The future generation
The Ballet Company of Gyõr was established on All Souls' Day, in 1979. “This could have been a bad omen but turned out to be just the opposite”, laughs Kiss. He also reveals it was a kind of profanity at that time that the graduate students of the Hungarian National Ballet Institution decided to stay together and found their own company. They managed to win the then internationally well-known Iván Markó as the leader of the group who left Maurice Bejart's world famous company and came home from Brussels to Hungary. “So, we radically stirred up stagnant waters of culture-politics”, Kiss remarks. “Imre Pozsgai, then Secretary of Culture, asked the Alliance of Dance Arts whether it was worthy to establish a dance company in Gyõr and the experts didn't support the idea, at all. They said, as Gyõr was an industrial city, dance art had had no tradition and culture. However, the city gave us the glad hand.”
The company has made history by now. Ballet school and dance courses were launched in the city that has been honored with the ‘Capital of Dance’ title several times. Children can already start ballet training while being in kindergarten and can enroll to the Primary School of Dance through an entrance exam. After a successful enrollment, they can study at the Gyõr Secondary School of Ballet Dance and Visual Arts. Ballet-master teacher training is also available in Gyõr at the placed division of the Hungarian College of Dance Arts. “An incredible persistence and strength is required if someone decides to become and remain a professional ballet artist”, reveals Kiss adding that the career of a ballet dancer is restricted to maximum 20 years. “The body almost has to be carved and graved and constantly has to be kept in shape. This can only be achieved if you have obsession.”
The company currently operates with 33 dance artists, an independent technical crew and management. Kiss is proud they managed to win over the most well-known foreign choreographers for some of their productions. “For example, Libor Vaculik, manager of the Ballet in Prague made us the libretto and the choreography for ‘The Phantom of the Opera’ based on Gaston Lerouxe's novel. This was a world premier, since our company was the first to put this romantic love story on ballet stage”, he notes. “The American Robert North is another recurring star choreographer who is working with us at the moment; we are rehearsing to stage Franz Schubert's The Death and the Maiden as our jubilee performance.”

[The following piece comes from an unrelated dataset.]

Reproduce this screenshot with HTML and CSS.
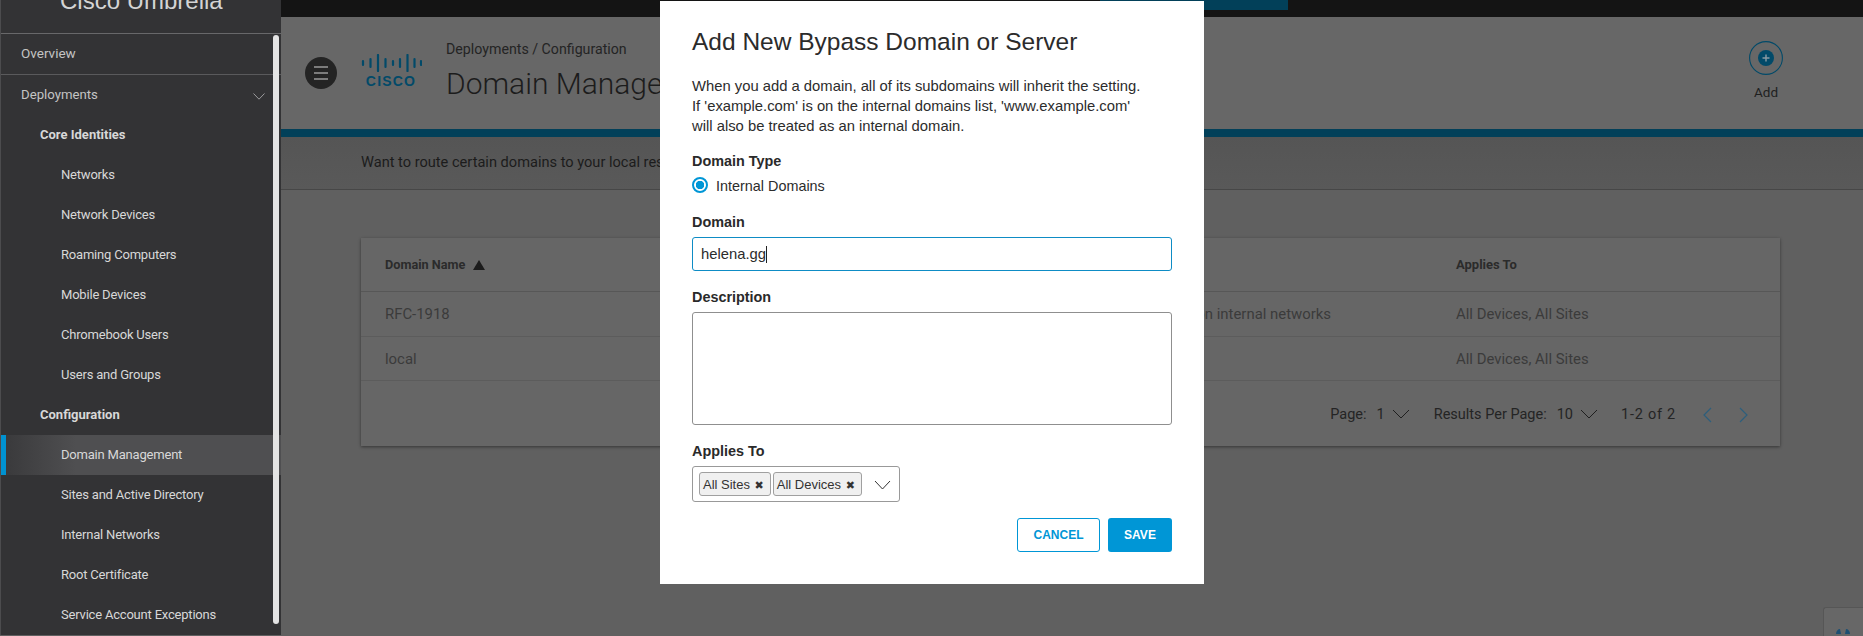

The Kossuth, Liszt and Hevesi Award winner ballet artist and manager is planning to stage a historical play for 2011 which is to present the early “Good Old Days” in Hungary following the Compromise. “I would like to depict and show that the different denominations were able to live side by side in peace and calm.” According to Kiss, the primary aim of the ballet, besides giving joy and delight, is to make people think. “That's why we stage religious, literary and historical plays, some of them might appear rather strange and weird at first or at least do not follow the traditions of classic ballet,” Kiss says. “Just like Christopher Bruce's ‘Rooster’ that I believe is a real delicate piece.” The play basically depicts the character of a man, very much alike the all-time seducer Don Juan. In this play, he wears the colors of devil, blood-red shirt and black trousers, unscrupulously seduces all women on the music of the famous rock band, ‘The Rolling Stones’. His affection is never emotional, only sensual. “Rooster, spiced with the style and spirit of the 1960s and the beginning of the 1970s, is a remarkably vital work based on body language. We hope that the fascinating rhythm of the most well-known songs of The Rolling Stones and the novel choreography will grip even those too who are less apt for ballet.”
Good and Bad
“Quite unbelievable, but the set of our performance Gaudi was stolen in June,” Kiss reveals. The thieves intruded the storage from the back by breaking the wall open and robbed five, 300 kg aluminum carriers, as well as cables and electro motors. The total damage was HUF 5.5 million. The storage was insured, so the company got compensation but the procurement of the frames might take half a year as these special elements are produced in the Netherlands. “We were to perform Gaudi in several Hungarian festivals and were also invited to Spain but now most of these performances have to be cancelled,” Kiss adds. “It happens, but overall, we consider ourselves rather lucky. We have wonderful sponsors behind us, just like Audi Hungaria and EON that have been supporting us for 8 years now. Zsolt Borkai, mayor of Gyõr guaranteed that in spite of the recession our dance group will not have to face financial problems in the future.”